7)I shouldn’t, but I can’t help but feel completely uncomfortable whenever I am around you. It kills me, because we should have such a strong relationship…there really is no reason for there not to be. However, lately you’ve changed, and I’m not so sure I like it. Never thought you would be the kind of person who would let other peoples thoughts influence your own. You’re so much stronger than that. I don’t think you realize it, but you’re hurting people. Another part of the problem is that I can’t stand knowing that I will never be you. As ridiculous as that sounds, it’s something that I deal with every day of my life.
8)You know I really don’t think you understand just how badly you hurt me. You can try to put the blame on me all you want, you can try to make me feel guilty, but we both know that is just more of your little game. Everything that has gone down the past few months just makes me realize how corrupted I was by you and your lies. I never should have let myself become that person, but it happened. It makes me really wonder if I wasted my time being so close to you. You’ve done nothing but bring me down and make my problems worse, unfortunately I realized this too late. The damage has been done. As hard as you try, nothing is going to piece this mess back together. Sorry. I spent too many nights crying about you and wondering what I did wrong. I don’t need that in my life. I’m going to let you go continue living this life that you are so proud of…to quote my favorite band, “I hate to break this to you, but being a coward is not a legitimate career”. One day you’ll learn. Until then, enjoy.
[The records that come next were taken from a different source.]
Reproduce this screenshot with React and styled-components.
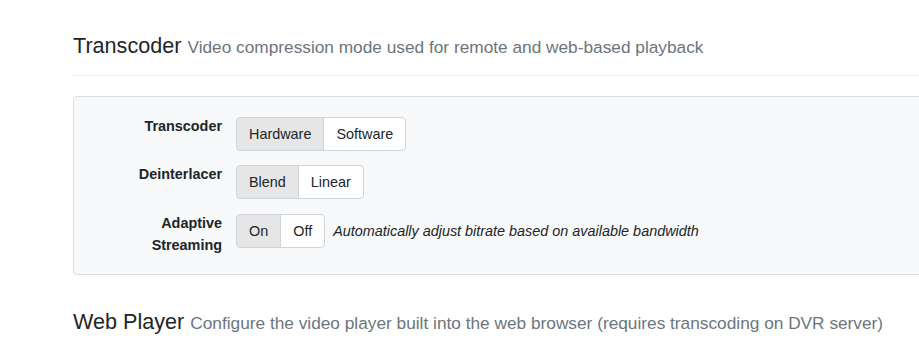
import React, { useState } from "react";
import styled, { createGlobalStyle } from "styled-components";

const Global = createGlobalStyle`
  html, body { margin: 0; padding: 0; background: #fff; overflow: hidden; }
  body { font-family: "Liberation Sans", Arial, sans-serif; color: #212529; }
`;

const Page = styled.div`
  width: 1000px;
  padding: 33px 0 0 73px;
`;

const Section = styled.section`
  margin-bottom: 34px;
`;

const Heading = styled.h4`
  margin: 0;
  font-size: 21.6px;
  font-weight: 400;
  line-height: 1.2;
  color: #212529;
`;

const Small = styled.small`
  font-size: 80%;
  color: #6c757d;
`;

const Rule = styled.hr`
  margin: 16px 0 20px;
  border: 0;
  border-top: 1px solid #e9ecef;
`;

const Panel = styled.div`
  background: #f8f9fa;
  border: 1px solid #dcdee0;
  border-radius: 4px;
  padding: 20px 0 18px 0;
  display: flex;
  flex-direction: column;
  gap: 14.5px;
`;

const Row = styled.div`
  display: flex;
  align-items: flex-start;
  gap: 14px;
`;

const Label = styled.label`
  width: 148px;
  text-align: right;
  font-weight: 700;
  font-size: 14.4px;
  line-height: 21.6px;
  margin-top: -1px;
`;

const Controls = styled.div`
  display: flex;
  align-items: center;
  gap: 8px;
`;

const Group = styled.div`
  display: inline-flex;
`;

const Btn = styled.button`
  font-family: inherit;
  font-size: 14.4px;
  line-height: 20px;
  padding: 6px 12px;
  color: #212529;
  background: ${(p) => (p.$active ? "#e6e6e6" : "#fff")};
  border: 1px solid #ced4da;
  margin: 0;
  cursor: pointer;
  &:first-child { border-radius: 4px 0 0 4px; }
  &:last-child { border-radius: 0 4px 4px 0; margin-left: -1px; }
`;

const Help = styled.em`
  font-size: 14.4px;
  color: #212529;
`;

function Toggle({ options, value, onChange }) {
  return (
    <Group>
      {options.map((o) => (
        <Btn key={o} $active={o === value} onClick={() => onChange(o)}>
          {o}
        </Btn>
      ))}
    </Group>
  );
}

export default function App() {
  const [tc, setTc] = useState("Hardware");
  const [di, setDi] = useState("Blend");
  const [ad, setAd] = useState("On");
  return (
    <Page>
      <Global />
      <Section>
        <Heading>
          Transcoder <Small>Video compression mode used for remote and web-based playback</Small>
        </Heading>
        <Rule />
        <Panel>
          <Row>
            <Label>Transcoder</Label>
            <Controls>
              <Toggle options={["Hardware", "Software"]} value={tc} onChange={setTc} />
            </Controls>
          </Row>
          <Row>
            <Label>Deinterlacer</Label>
            <Controls>
              <Toggle options={["Blend", "Linear"]} value={di} onChange={setDi} />
            </Controls>
          </Row>
          <Row>
            <Label>
              Adaptive
              <br />
              Streaming
            </Label>
            <Controls>
              <Toggle options={["On", "Off"]} value={ad} onChange={setAd} />
              <Help>Automatically adjust bitrate based on available bandwidth</Help>
            </Controls>
          </Row>
        </Panel>
      </Section>
      <Section>
        <Heading>
          Web Player <Small>Configure the video player built into the web browser (requires transcoding on DVR server)</Small>
        </Heading>
      </Section>
    </Page>
  );
}
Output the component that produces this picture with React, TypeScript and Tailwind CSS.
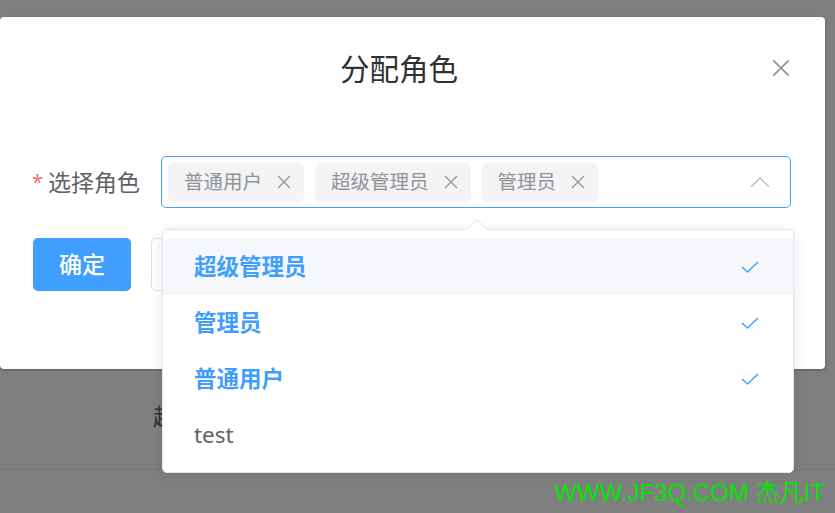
import { ReactNode } from 'react';

const CJK = "font-['Noto_Sans','Noto_Sans_CJK_SC',sans-serif]";

function CloseIcon({ className }: { className?: string }) {
  return (
    <svg viewBox="0 0 14 14" className={className} fill="none" stroke="currentColor" strokeWidth="1.3">
      <path d="M1 1L13 13M13 1L1 13" />
    </svg>
  );
}

function Tag({ children }: { children: ReactNode }) {
  return (
    <span className="flex h-[39px] shrink-0 items-center gap-[15px] whitespace-nowrap rounded-[5px] bg-[#f4f4f5] pl-[16px] pr-[13px] text-[19.5px] leading-none text-[#909399]">
      {children}
      <CloseIcon className="h-[14px] w-[14px] text-[#909399]" />
    </span>
  );
}

const options = [
  { label: '超级管理员', selected: true, hover: true },
  { label: '管理员', selected: true, hover: false },
  { label: '普通用户', selected: true, hover: false },
  { label: 'test', selected: false, hover: false },
];

export default function App() {
  return (
    <div className={`relative h-[513px] w-[835px] overflow-hidden bg-white ${CJK}`}>
      {/* page behind the mask */}
      <div className="pt-[398px]">
        <div className="h-[72px] border-b border-[#ebeef5] pl-[153px] text-[23px] leading-[36px] text-[#606266]">
          超
        </div>
      </div>

      <div className="absolute inset-0 bg-black/50" />

      {/* dialog */}
      <div className="absolute left-0 top-[17px] h-[352px] w-[825px] rounded-[4px] bg-white shadow-[0_1px_3px_rgba(0,0,0,0.3)]">
        <div className="relative pl-[33px] pr-[60px] pt-[32px]">
          <h2 className="text-center text-[29.5px] leading-[40px] text-[#303133]">分配角色</h2>
          <button className="absolute right-[35px] top-[42px] text-[#909399]">
            <CloseIcon className="h-[18px] w-[18px]" />
          </button>
        </div>

        <div className="px-[33px] pt-[67px]">
          <div className="flex items-center">
            <label className="flex w-[128px] shrink-0 items-center justify-end whitespace-nowrap pr-[21px] text-[23px] leading-[52px] text-[#606266]">
              <span className="mr-[5px] text-[20px] text-[#f56c6c]">*</span>
              选择角色
            </label>
            <div className="flex h-[52px] w-[630px] shrink-0 items-center gap-[11px] rounded-[5px] border border-[#409eff] pl-[6px]">
              <Tag>普通用户</Tag>
              <Tag>超级管理员</Tag>
              <Tag>管理员</Tag>
              <svg viewBox="0 0 20 11" className="ml-auto mr-[20px] h-[11px] w-[20px]" fill="none" stroke="#c0c4cc" strokeWidth="1.5">
                <path d="M1 10L10 1L19 10" />
              </svg>
            </div>
          </div>

          <div className="mt-[30px] flex gap-[20px]">
            <button className="h-[53px] w-[98px] rounded-[5px] bg-[#409eff] text-[23px] font-medium text-white">确定</button>
            <button className="h-[53px] w-[98px] rounded-[5px] border border-[#dcdfe6] bg-white text-[23px] text-[#606266]">
              <span className="invisible">取消</span>
            </button>
          </div>
        </div>
      </div>

      {/* dropdown */}
      <div className="absolute left-[162px] top-[229px] w-[632px] rounded-[5px] border border-[#e4e7ed] bg-white py-[9px] shadow-[0_2px_12px_rgba(0,0,0,0.1)]">
        <div className="absolute left-[307px] top-[-8px] h-[14px] w-[14px] rotate-45 border-l border-t border-[#e4e7ed] bg-white" />
        {options.map((o) => (
          <div
            key={o.label}
            className={`flex h-[56px] items-center justify-between pl-[31px] pr-[34px] text-[22.5px] ${
              o.hover ? 'bg-[#f5f7fa]' : ''
            } ${o.selected ? 'font-bold text-[#409eff]' : 'text-[#606266]'}`}
          >
            <span>{o.label}</span>
            {o.selected && (
              <svg viewBox="0 0 18 12" className="h-[12px] w-[18px]" fill="none" stroke="#409eff" strokeWidth="1.4">
                <path d="M1 6L6.5 11L17 1" />
              </svg>
            )}
          </div>
        ))}
      </div>

      <div className="absolute right-[10px] top-[478px] font-['Liberation_Sans','Noto_Sans_CJK_SC',sans-serif] text-[24px] leading-[30px] text-[#00e600]">
        WWW.JF3Q.COM 杰凡IT
      </div>
    </div>
  );
}
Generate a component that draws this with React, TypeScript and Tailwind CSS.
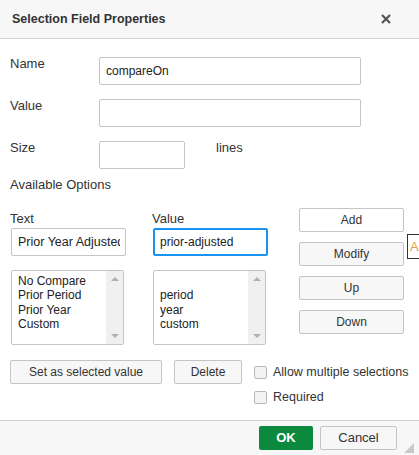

9) You will always be the love of my life, no matter what. Things have been rocky lately but we have been through worse. I can’t help but keep the dream of us in the back of my mind, even though it will probably never happen. I don’t know if you’ll ever, ever see that we belong together, but it’s becoming easier to accept. I will always be here for you, no matter what. When I think of happiness, I think of you. Do not EVER let anyone hold you back from living your life the way you want to. That’s all I have to say about that.
Another one that I have at least 184392183 songs for. Can't go wrong with Taylor Swift, tho :)
I don’t think that you are aware of just how much you have helped me over the past few months. I wish that we were able to spend more time together, but I am so thankful for all the guidance you’ve given me. The funny thing about this is, you’ll probably read this…and have no idea that I am talking about you. You are one of the most amazing people that I have known, and quite an inspiration for me. We’re a lot alike, and I look at how far you’ve come and how much you have accomplished as a sign of hope for me. I love youuu!!